Let's explore the data more. Most of the columns in the data set describe the attributes of houses. We will dive into a few attributes.

>__Task 8__
>
>- Find out number of __bedrooms__ and count the houses with a given number of bedrooms
>- Check the min, max, and average values of the __sqft_lot__ column

In [None]:
# Count data points
...

In [None]:
# Check values
...

>__Task 9__
>
>- The __city__ column has a categorical variable. Is it ordinal or nominal?
>- Create a new column __city_top5__: keep the top 5 cities and assign the other cities as `other`. 
>- Convert it to numerical data. What encoding method do you recommend? Add prefix `city_` to the new columns.

In [None]:
# Count values of top 5
...

This is an nominal variable. The suitable method is one-hot encoding method. One-hot encoding may also be applicable to some machine learning algorithms.

In [None]:
# Create a new column
...

In [None]:
# Convert values
...

In [None]:
# Implement changes to the data frame
...

>__Task 10__
>
>- Check the min and max values of __sqft_living__
>- Identify the rows with min and max values of the column

In [None]:
...

In [None]:
# Identify the rows with min value
...

In [None]:
# Identify the rows with max value
...

Next, we want to find if there's any outliers using the rule `mean+-3*sd` and common sense.

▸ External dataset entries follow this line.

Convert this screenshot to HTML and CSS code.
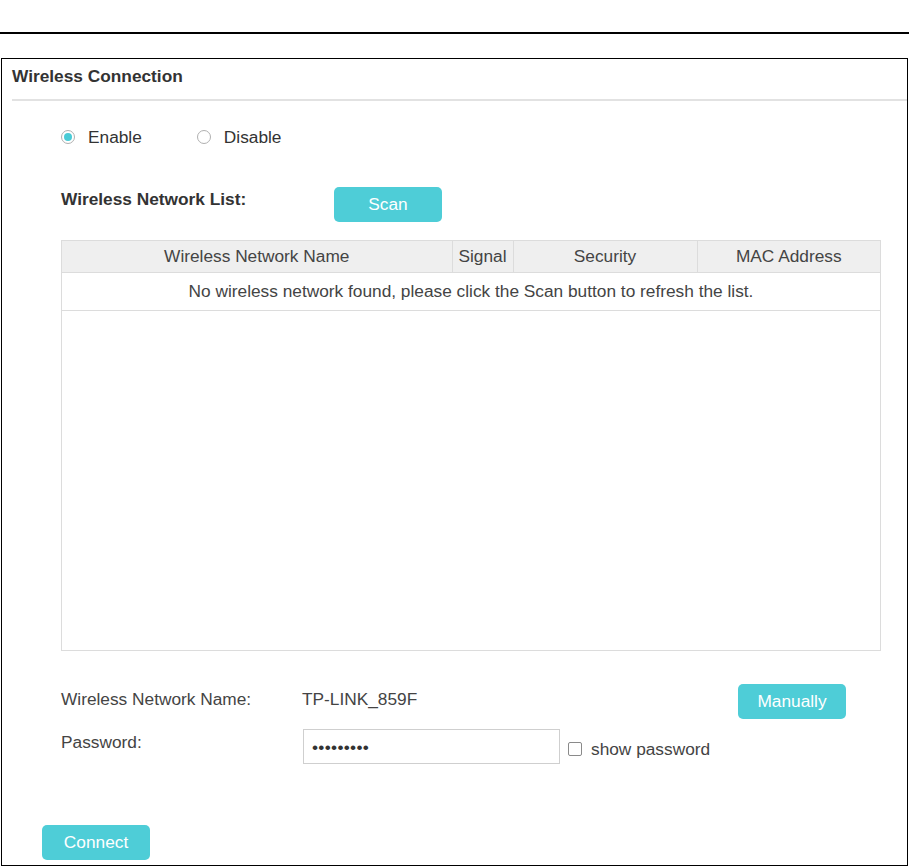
FILE: index.html
```html
<!DOCTYPE html>
<html lang="en">
<head>
<meta charset="utf-8">
<title>Wireless Connection</title>
<link rel="stylesheet" href="styles.css">
</head>
<body>
<div class="rule"></div>
<div class="panel">
  <div class="panel-title">Wireless Connection</div>
  <div class="divider"></div>
  <div class="content">
    <div class="radio-row">
      <label class="radio"><span class="radio-dot checked"></span>Enable</label>
      <label class="radio"><span class="radio-dot"></span>Disable</label>
    </div>
    <div class="list-row">
      <span class="list-label">Wireless Network List:</span>
      <button class="btn" type="button">Scan</button>
    </div>
    <div class="net-table">
      <table>
        <thead>
          <tr>
            <th class="col-name">Wireless Network Name</th>
            <th class="col-signal">Signal</th>
            <th class="col-sec">Security</th>
            <th class="col-mac">MAC Address</th>
          </tr>
        </thead>
        <tbody>
          <tr>
            <td colspan="4">No wireless network found, please click the Scan button to refresh the list.</td>
          </tr>
        </tbody>
      </table>
    </div>
    <div class="form-row row-name">
      <span class="form-label">Wireless Network Name:</span>
      <span class="form-value">TP-LINK_859F</span>
      <button class="btn" type="button">Manually</button>
    </div>
    <div class="form-row row-pass">
      <span class="form-label">Password:</span>
      <div class="pass-field">
        <input class="pass-input" type="password" value="123456789">
        <label class="check"><span class="check-box"></span>show password</label>
      </div>
    </div>
  </div>
  <div class="footer">
    <button class="btn" type="button">Connect</button>
  </div>
</div>
</body>
</html>
```

FILE: styles.css
```css
* { box-sizing: border-box; }

body {
  margin: 0;
  background: #fff;
  font-family: "Liberation Sans", Arial, sans-serif;
  font-size: 17.3px;
  color: #333;
}

.rule {
  margin-top: 32px;
  height: 2px;
  background: #000;
}

.panel {
  margin-top: 24px;
  margin-left: 1px;
  width: 907px;
  height: 808px;
  border: 1px solid #000;
}

.panel-title {
  padding: 7px 0 0 10px;
  line-height: 20px;
  font-weight: bold;
  color: #333;
}

.divider {
  margin: 13px 0 0 10px;
  height: 2px;
  background: #e2e2e2;
}

.content {
  padding-left: 59px;
}

.radio-row {
  margin-top: 26px;
  display: flex;
  align-items: center;
  gap: 55px;
  line-height: 20px;
}

.radio {
  display: flex;
  align-items: center;
  gap: 13px;
}

.radio-dot {
  width: 14px;
  height: 14px;
  border: 1px solid #b0b0b0;
  border-radius: 50%;
  display: flex;
  align-items: center;
  justify-content: center;
}

.radio-dot.checked::after {
  content: "";
  width: 8px;
  height: 8px;
  border-radius: 50%;
  background: #4acbd6;
}

.list-row {
  margin-top: 40px;
  display: flex;
  align-items: flex-start;
}

.list-label {
  width: 273px;
  margin-top: 2px;
  line-height: 20px;
  font-weight: bold;
}

.btn {
  width: 108px;
  height: 35px;
  border: none;
  border-radius: 5px;
  background: #4ecdd7;
  color: #fff;
  font-family: "Liberation Sans", Arial, sans-serif;
  font-size: 17.3px;
  padding: 0;
}

.net-table {
  margin-top: 18px;
  width: 820px;
  height: 411px;
  border: 1px solid #dcdcdc;
}

.net-table table {
  width: 100%;
  border-collapse: collapse;
  table-layout: fixed;
}

.net-table th {
  height: 31px;
  padding: 0;
  background: #efefef;
  font-weight: normal;
  color: #444;
  text-align: center;
  border-bottom: 1px solid #dcdcdc;
  border-left: 1px solid #dcdcdc;
}

.net-table th:first-child { border-left: none; }

.col-name { width: 390px; }
.col-signal { width: 61px; }
.col-sec { width: 184px; }

.net-table td {
  height: 38px;
  padding: 0;
  text-align: center;
  color: #444;
  border-bottom: 1px solid #dcdcdc;
}

.form-row {
  display: flex;
  align-items: flex-start;
  line-height: 20px;
}

.form-label {
  width: 241px;
  color: #444;
}

.row-name {
  margin-top: 33px;
}

.row-name .form-label,
.row-name .form-value {
  margin-top: 5px;
}

.form-value {
  width: 436px;
  color: #444;
}

.row-pass {
  margin-top: 10px;
}

.row-pass .form-label {
  margin-top: 3px;
}

.pass-field {
  display: flex;
  align-items: center;
  margin-left: 1px;
}

.pass-input {
  width: 257px;
  height: 35px;
  border: 1px solid #cfcfcf;
  padding: 2px 8px 0;
  font-family: "Liberation Sans", Arial, sans-serif;
  font-size: 17.3px;
  color: #333;
  outline: none;
  letter-spacing: 0.3px;
}

.check {
  display: flex;
  align-items: center;
  gap: 9px;
  margin-left: 8px;
  margin-top: 4px;
  color: #444;
}

.check-box {
  width: 14px;
  height: 14px;
  border: 1px solid #8a8a8a;
  border-radius: 2px;
}

.footer {
  margin-top: 61px;
  padding-left: 40px;
}
```
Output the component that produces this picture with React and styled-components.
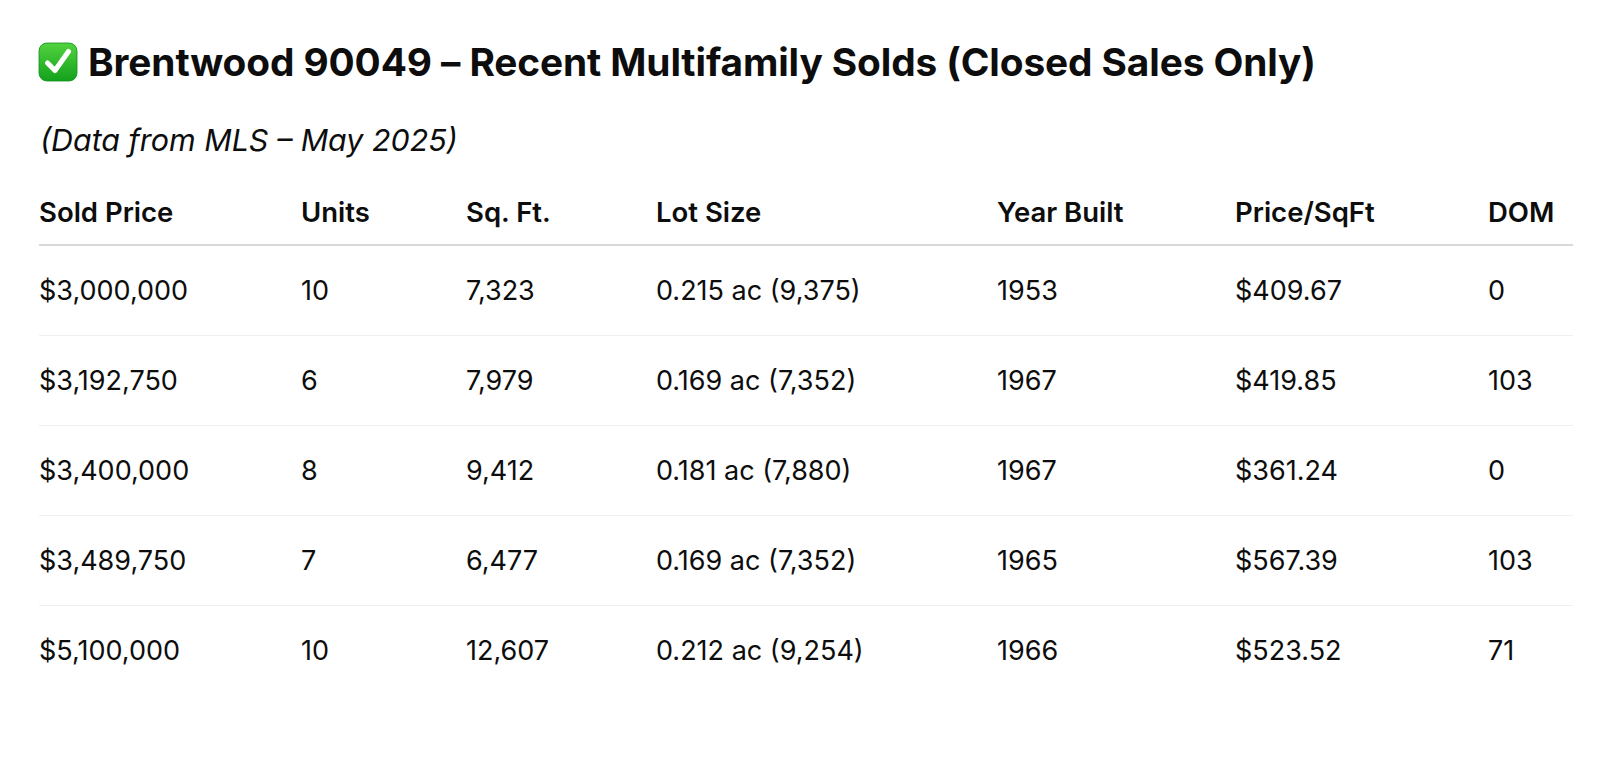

Housing price usually has long tail, i.e., a small portion of the luxury houses are sold at high prices. This minority may introduce bias to the model for regular houses and should be examined separately, if necessary.

>__Task 11__
>
>Let's retrieve rows where values are outliers in the __price__ column and exclude these records.
>
>- Find the the max, mean, min, and other quantiles of the column
>- Create a mask for values less than `mean-3*sd` and greater than `mean+3*sd`
>- Use the mask to filter out the outlier rows. What do you recommend to handle the outliers? Execute your recommendation.

In [None]:
# Find the min, max, mean 
...

In [None]:
# Create a mask and filter the rows
...

>__Task 12__
>
>Retrieve rows where values are outliers in the __yr_renovated__ column
>
>- Find the the max,min and the quantiles of the column using `.describe()`. What do you find about the distribution? Any values that seem unusual?
>- What do you recommend to handle the outlier(s)? Execute your recommendation.

In [None]:
# Find the min, max, mean
...

In [None]:
...

In [32]:
housing.columns

Index(['date', 'price', 'bedrooms', 'bathrooms', 'sqft_living', 'sqft_lot',
       'floors', 'waterfront', 'view', 'condition', 'sqft_above',
       'sqft_basement', 'yr_built', 'yr_renovated', 'street', 'city',
       'statezip', 'country', 'city_top5', 'city_Bellevue', 'city_Kirkland',
       'city_Redmond', 'city_Renton', 'city_Seattle'],
      dtype='object')

>__Task 13__
>
>Split the data set into 80% train set and 20% test set. Use `random_state=123` for replication purpose
>
>- The target variable is __price__.
>- The feature columns are __bedrooms__, __bathrooms__, __sqft_living__, __sqft_lot__, __floors__, __waterfront__, __view__, __condition__, __sqft_above__, __sqft_basement__, __yr_built__, __yr_renovated__, and the encoded __city__ columns that you have created.

In [None]:
...

>__Task 14__
>
>- Fit `MinMaxScaler` to scale all `X` columns between 0 and 1. Do you need to scale the encoded categorical variables?
>- Implement the scaler to both train and test sets from the above task, and save to `X_train_scaled` and `X_test_scaled`.

In [None]:
...

In [None]:
# Transform both train and test sets
...

## Visualization

Let's first use pandas default histogram method to plot distributions.

>__Task 15__
>
>Plot distributions for __bedrooms__ and __sqft_living__ separately, setting transparency to 50%

In [None]:
# Plot for bedrooms
...

In [None]:
# Plot for sqft_living
...

Then, we use seaborn pairplot method to compare different attributes. Do you think any features are highly related?  

>__Task 16__
>
>Create a pairplot using seaborn to compare these features: 
>
>__price__, __bedrooms__, __bathrooms__, __sqft_living__, __sqft_lot__, __floors__, __waterfront__, __sqft_basement__, __yr_built__

In [None]:
...

There are a few columns that seem to have visible relationships with the target variable  __price__.

>__Task 17__
>
>Using pandas built-in function, create a single scatter plot to show the joint distribution of __price__ and __sqft_living__

In [None]:
...

>__Task 18__
>
>Create a heatmap of correlation between the features in `X_train`
>
>- Get the correlation matrix of all the columns in X_train using `.corr()` method
>- Plot a heatmap of the correlation matrix using `seaborn.heatmap` module
>     - Set colormap to `coolwarm`
>     - Set formatting string to `.2f`

In [None]:
...

Looks like __bedrooms__, __bathrooms__, and __sqft_living__ are positively correlated. __yr_built__ is negatively correlated with __yr_renovated__, i.e., older houses are more likely to be renovated.